I set to work on this question at the same time as the pupils. They (and I) were working without calculators. They (and I!) calculated the answer correctly, but a large proportion of them did the calculation faster than I did, giving an exact answer (1343.75m). However, there was no discussion that the question concerned a mathematical model (the 0.8 degrees per 100m rule) and that therefore the ‘answer’ would only be an approximation. Their ability to do the right calculation (the theme of the lesson was rational division), and to do the calculation quickly and accurately was extremely impressive. We could and should aspire to our 13 year olds developing the same facility.

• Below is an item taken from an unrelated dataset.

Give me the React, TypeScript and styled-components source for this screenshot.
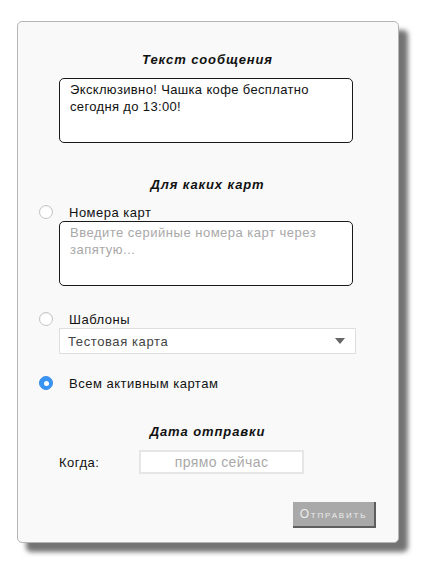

I took some (but not much) consolation from the thought that in an English classroom there would have been some discussion about what degree of accuracy was appropriate for the answer!

So, no shortage of moments where I simply applauded what I saw.

However, a short trip that enabled me to visit five schools in China and speak to Chinese education academics, mainly through interpreters, in two regions, could not answer all my lingering questions, such as:

- How representative are the schools, teachers and pupils we saw?
- How exactly do teachers give feedback to pupils?
- What happens to pupils who can’t keep up?
- What exactly are the teachers doing when they are not teaching?
- How does formative assessment work in China?

[These questions were asked, through interpreters, but the answers were not clear and the limited time meant there was no opportunity for first-hand observation]

My conclusion from the trip is that, despite the obvious cultural differences, there are definitely things we can learn from the way mathematics is taught in China. We need to find out more about the details, and try out some ideas. I’m convinced it will be worth doing. For example, if we taught maths in England in significantly larger classes, thus freeing up teacher time for planning and feedback, would that make our mathematics teaching more effective? We’ll never know unless we try!